There was no use in pretending to study anymore. I crawled into bed, itching and aching all over. My head felt as if an axe had split it right down the middle. I turned toward the wall, away from the lamp that was still burning at Renee’s desk, and shed silent tears. Sleep was impossible that night. Long after Renee had shut down, my twitching and scratching went on.
The next morning my dorm mates were shocked to see my pig’s head. "What happened to you!" they exclaimed. At Great Hall the same question was thrown at me from left and right. To each I replied that I’d eaten something that didn’t agr
ee with me. My classmates didn’t probe further, for they had their own skins to save. The ordeal ahead would tax their mental and physical capacity to the maximum.
We filed into Great Hall. I daresay there was no place in this world as solemn as this examination hall. Every detail was designed to remind us of the gravity of the occasion—the shiny waxed floor that dared anyone to scuff it, the desks and chairs lined up like headstones in a cemetery, and the high breezy ceiling that cast a chill in the air. No matter what season it was, you shivered the moment you stepped into Great Hall. And you would shiver even more when you saw Miss Archer licking her index finger and placing the test papers face down on each desk. The morning session was devoted to Part I: economic theory. Two others were to follow in the afternoon—economic history and economic policy. Each portion was to last three hours. The marathon began at eight in the morning and would go on till seven in the evening. It was as much a test in stamina as in knowledge.
When I took my place, my body was still itching and my head hurting. But the minute Miss Archer announced, "You may start now," all my discomforts were forgotten. I grasped the pen and scribbled away. Miss Archer’s definitions poured out of me. Much to my surprise, I’d retained more than I thought. There was only one problem—my fingers couldn’t move fast enough. The pen kept slipping out of my swollen fingers. My script looked like the slow, clumsy scrawl of a child learning to write. When the bell rang, I’d finished only three of the four questions.
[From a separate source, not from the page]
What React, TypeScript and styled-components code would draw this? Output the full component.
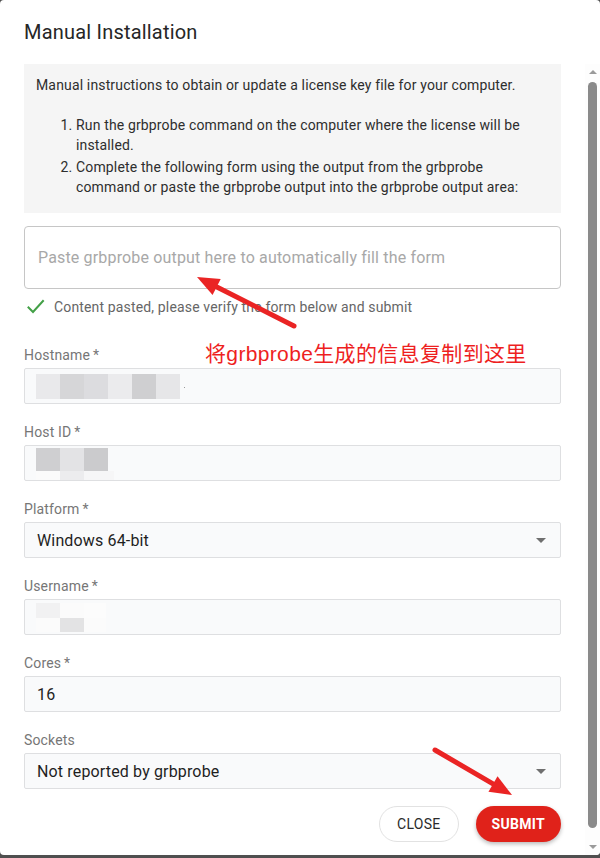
import React from "react";
import styled, { createGlobalStyle } from "styled-components";

const GlobalStyle = createGlobalStyle`
  html, body { margin: 0; padding: 0; }
  body {
    background: #4f4f4f;
    font-family: Roboto, "Noto Sans", "Liberation Sans", sans-serif;
    letter-spacing: 0.15px;
    -webkit-font-smoothing: antialiased;
  }
  * { box-sizing: border-box; }
`;

const Dialog = styled.div`
  position: relative;
  width: 600px;
  height: 855px;
  background: #ffffff;
  border-radius: 4px;
  display: flex;
  flex-direction: column;
  overflow: hidden;
`;

const Title = styled.h2`
  margin: 0;
  padding: 16px 24px;
  height: 64px;
  font-size: 20px;
  line-height: 32px;
  font-weight: 400;
  letter-spacing: 0.2px;
  color: #262626;
`;

const Body = styled.div`
  flex: 1;
  min-height: 0;
  display: flex;
`;

const Content = styled.div`
  flex: 1;
  min-width: 0;
  padding: 0 24px;
  overflow: hidden;
`;

const Rail = styled.div`
  width: 15px;
  display: flex;
  flex-direction: column;
  align-items: center;
  background: #fdfdfd;
`;

const RailButton = styled.div`
  height: 16px;
  width: 15px;
  display: flex;
  align-items: center;
  justify-content: center;
`;

const Tri = styled.div<{ $up?: boolean }>`
  width: 0;
  height: 0;
  border-left: 4px solid transparent;
  border-right: 4px solid transparent;
  ${(p) =>
    p.$up
      ? "border-bottom: 4px solid #9a9a9a;"
      : "border-top: 4px solid #9a9a9a;"}
`;

const Thumb = styled.div`
  flex: 1;
  width: 9px;
  margin: 2px 0 11px;
  border-radius: 5px;
  background: #8a8a8a;
`;

const InfoBox = styled.div`
  background: #f5f5f5;
  padding: 11px 12px 16px;
  font-size: 14px;
  line-height: 20px;
  color: #2e2e2e;

  p {
    margin: 0 0 20px;
  }
  ol {
    margin: 0;
    padding-left: 40px;
  }
  li {
    margin-bottom: 2px;
  }
  li:last-child {
    margin-bottom: 0;
  }
`;

const PasteArea = styled.textarea`
  display: block;
  width: 100%;
  height: 63px;
  margin-top: 13px;
  padding: 19px 13px 0;
  border: 1px solid #c6c6c6;
  border-radius: 4px;
  resize: none;
  outline: none;
  font-family: Roboto, sans-serif;
  font-size: 16px;
  line-height: 24px;
  letter-spacing: 0.16px;
  color: #212121;
  background: #fff;
  &::placeholder {
    color: #a8a8a8;
  }
`;

const Hint = styled.div`
  margin-top: 8px;
  height: 20px;
  display: flex;
  align-items: center;
  gap: 9px;
  padding-left: 3px;
  font-size: 14px;
  line-height: 20px;
  color: #666666;
`;

const Fields = styled.div`
  margin-top: 28px;
  display: flex;
  flex-direction: column;
  gap: 18px;
`;

const Field = styled.div`
  display: flex;
  flex-direction: column;
`;

const Label = styled.label`
  font-size: 14px;
  line-height: 20px;
  color: #767676;
`;

const ValueBox = styled.div`
  position: relative;
  margin-top: 3px;
  height: 36px;
  border: 1px solid #dedfe1;
  border-radius: 2px;
  background: #f9fafb;
  padding: 0 12px 0 12px;
  display: flex;
  align-items: center;
  font-size: 16px;
  color: #1f1f1f;
  overflow: hidden;
`;

const RedactBox = styled(ValueBox)`
  align-items: flex-start;
  padding-left: 11px;
`;

const Mosaic = styled.div<{ $top: number }>`
  margin-top: ${(p) => p.$top}px;
  display: flex;
  flex-direction: column;
`;

const MosaicRow = styled.div<{ $h: number }>`
  display: flex;
  height: ${(p) => p.$h}px;
`;

const MosaicCell = styled.div<{ $c: string; $w?: number }>`
  width: ${(p) => p.$w ?? 24}px;
  height: 100%;
  background: ${(p) => p.$c};
`;

const Dot = styled.span`
  align-self: flex-start;
  margin-top: 18px;
  margin-left: 4px;
  width: 1px;
  height: 1px;
  background: #9a9a9a;
`;

const Caret = styled.svg`
  position: absolute;
  right: 7px;
  top: 50%;
  transform: translateY(-50%);
  width: 24px;
  height: 24px;
  fill: #6f6f6f;
`;

const Actions = styled.div`
  margin-top: 17px;
  display: flex;
  justify-content: flex-end;
  gap: 17px;
`;

const Button = styled.button<{ $primary?: boolean }>`
  height: 36px;
  border-radius: 18px;
  font-family: Roboto, sans-serif;
  font-size: 14px;
  letter-spacing: 0.3px;
  cursor: pointer;
  ${(p) =>
    p.$primary
      ? `
    padding: 0 16px;
    border: none;
    background: #e0221a;
    color: #ffffff;
    font-weight: 700;
    box-shadow: 0 2px 4px rgba(0,0,0,0.28);
  `
      : `
    padding: 0 17px;
    border: 1px solid #e2e2e2;
    background: #ffffff;
    color: #2b2b2b;
    font-weight: 400;
  `}
`;

const Overlay = styled.svg`
  position: absolute;
  left: 0;
  top: 0;
  width: 600px;
  height: 855px;
  pointer-events: none;
`;

const Note = styled.div`
  position: absolute;
  left: 205px;
  top: 342px;
  font-family: "Liberation Sans", "Noto Sans CJK SC", sans-serif;
  font-size: 21px;
  line-height: 24px;
  letter-spacing: 0.35px;
  color: #ee1f1f;
  white-space: nowrap;
  pointer-events: none;
`;

type Cell = { c: string; w?: number };
type Row = { h: number; cells: Cell[] };

const hostnameMosaic: Row[] = [
  {
    h: 25,
    cells: [
      { c: "#e9e9eb" },
      { c: "#d6d6d8" },
      { c: "#dcdcdf" },
      { c: "#ebebed" },
      { c: "#cfcfd1" },
      { c: "#e6e6e8" },
    ],
  },
];

const hostIdMosaic: Row[] = [
  {
    h: 23,
    cells: [{ c: "#cfcfd1" }, { c: "#e3e3e5" }, { c: "#cbcbcd" }],
  },
  {
    h: 10,
    cells: [{ c: "#fbfbfb" }, { c: "#ececee" }, { c: "#f6f6f7", w: 30 }],
  },
];

const usernameMosaic: Row[] = [
  {
    h: 15,
    cells: [{ c: "#f1f1f2" }, { c: "#fbfbfb" }, { c: "#fcfcfc", w: 22 }],
  },
  {
    h: 14,
    cells: [{ c: "#fbfbfb" }, { c: "#e3e3e4" }, { c: "#fbfbfb", w: 22 }],
  },
];

function Redacted({ rows, top }: { rows: Row[]; top: number }) {
  return (
    <Mosaic $top={top}>
      {rows.map((r, i) => (
        <MosaicRow key={i} $h={r.h}>
          {r.cells.map((c, j) => (
            <MosaicCell key={j} $c={c.c} $w={c.w} />
          ))}
        </MosaicRow>
      ))}
    </Mosaic>
  );
}

function DropCaret() {
  return (
    <Caret viewBox="0 0 24 24">
      <path d="M7 10l5 5 5-5z" />
    </Caret>
  );
}

function CheckIcon() {
  return (
    <svg width="18" height="16" viewBox="0 0 18 16">
      <polyline
        points="1.5,8.5 6,13 16,2"
        fill="none"
        stroke="#43a047"
        strokeWidth="2"
        strokeLinecap="square"
      />
    </svg>
  );
}

function arrow(tx: number, ty: number, hx: number, hy: number, L = 22, W = 9) {
  const dx = hx - tx;
  const dy = hy - ty;
  const len = Math.hypot(dx, dy);
  const ux = dx / len;
  const uy = dy / len;
  const bx = hx - ux * L;
  const by = hy - uy * L;
  const nx = -uy;
  const ny = ux;
  return {
    line: { x1: tx, y1: ty, x2: bx + ux * 2, y2: by + uy * 2 },
    head: `${hx},${hy} ${bx + nx * W},${by + ny * W} ${bx - nx * W},${by - ny * W}`,
  };
}

export default function App() {
  const a1 = arrow(294, 326, 197, 277);
  const a2 = arrow(435, 750, 512, 795);
  return (
    <>
      <GlobalStyle />
      <Dialog>
        <Title>Manual Installation</Title>
        <Body>
          <Content>
            <InfoBox>
              <p>
                Manual instructions to obtain or update a license key file for
                your computer.
              </p>
              <ol>
                <li>
                  Run the grbprobe command on the computer where the license
                  will be installed.
                </li>
                <li>
                  Complete the following form using the output from the
                  grbprobe command or paste the grbprobe output into the
                  grbprobe output area:
                </li>
              </ol>
            </InfoBox>
            <PasteArea placeholder="Paste grbprobe output here to automatically fill the form" />
            <Hint>
              <CheckIcon />
              <span>Content pasted, please verify the form below and submit</span>
            </Hint>
            <Fields>
              <Field>
                <Label>Hostname&thinsp;*</Label>
                <RedactBox>
                  <Redacted rows={hostnameMosaic} top={5} />
                  <Dot />
                </RedactBox>
              </Field>
              <Field>
                <Label>Host ID&thinsp;*</Label>
                <RedactBox>
                  <Redacted rows={hostIdMosaic} top={2} />
                </RedactBox>
              </Field>
              <Field>
                <Label>Platform&thinsp;*</Label>
                <ValueBox>
                  Windows 64-bit
                  <DropCaret />
                </ValueBox>
              </Field>
              <Field>
                <Label>Username&thinsp;*</Label>
                <RedactBox>
                  <Redacted rows={usernameMosaic} top={3} />
                </RedactBox>
              </Field>
              <Field>
                <Label>Cores&thinsp;*</Label>
                <ValueBox>16</ValueBox>
              </Field>
              <Field>
                <Label>Sockets</Label>
                <ValueBox>
                  Not reported by grbprobe
                  <DropCaret />
                </ValueBox>
              </Field>
            </Fields>
            <Actions>
              <Button>CLOSE</Button>
              <Button $primary>SUBMIT</Button>
            </Actions>
          </Content>
          <Rail>
            <RailButton>
              <Tri $up />
            </RailButton>
            <Thumb />
            <RailButton>
              <Tri />
            </RailButton>
          </Rail>
        </Body>
        <Note>将grbprobe生成的信息复制到这里</Note>
        <Overlay viewBox="0 0 600 855">
          {[a1, a2].map((a, i) => (
            <g key={i}>
              <line
                {...a.line}
                stroke="#ea2424"
                strokeWidth="5"
                strokeLinecap="round"
              />
              <polygon points={a.head} fill="#ea2424" />
            </g>
          ))}
        </Overlay>
      </Dialog>
    </>
  );
}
After a short lunch break, we sat down for the second paper. Economic history was my forte, and therefore my hope for salvaging the morning’s damage. There were six essay questions. I browsed them over and found that there were no surprises. But the problem of my fingers remained. Getting them to hold a pen was as frustrating as trying to manipulate a bunch of bananas. The effort was so painstaking that my hand cramped up after two essays. Pausing to rest, I listened helplessly to the frenzied scratching of my classmates’ pens.